Tuesday, May 05, 2020

A dialogue with a trans advocate

My latest on LifeSiteNews.

One of the things I think many people struggle with in relation to the transgender movement is, well, understanding the movement’s assertions. As a service to the public, I would like to explore some of the things that the movement’s partisans say, in the form of a dialogue. Imagine I am talking to an apologist for the ideology; let’s call this individual Sam.
Sam: There is nothing complicated or confusing about our new understanding of gender. What is increasingly acknowledged by social norms and legislation is that gender, being a man, being a woman, and being anything else, is a matter above all of feelings. Your feelings, in your mind, are the most important thing about you, and it is natural that we accept that a person who feels she is a woman, for example, really is a woman.
Me: Even though she might have the chromosomes and characteristics typical of a man.
Sam: Yes.
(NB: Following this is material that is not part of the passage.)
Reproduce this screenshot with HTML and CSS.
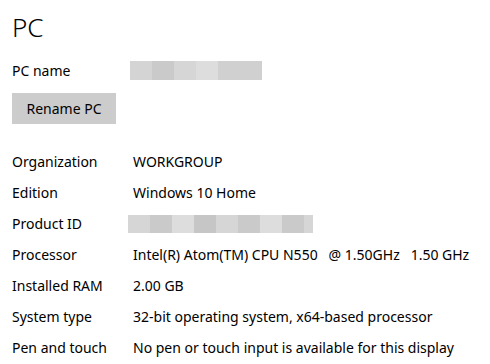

The transgender movement was founded by people who felt that their physical characteristics, which society had determined indicated one gender, were at odds with the gender that they felt themselves to be: they were ‘born in the wrong body.’
Me: So there might be, for example, a woman in a man’s body?
Sam: It often felt that way, because physical characteristics tend to determine the way we are treated (that is, as a man, or as a woman), but if gender is determined by the mind, then it would be more accurate to say that the body of a person who identifies as a woman is a woman’s body. She is, after all, a woman.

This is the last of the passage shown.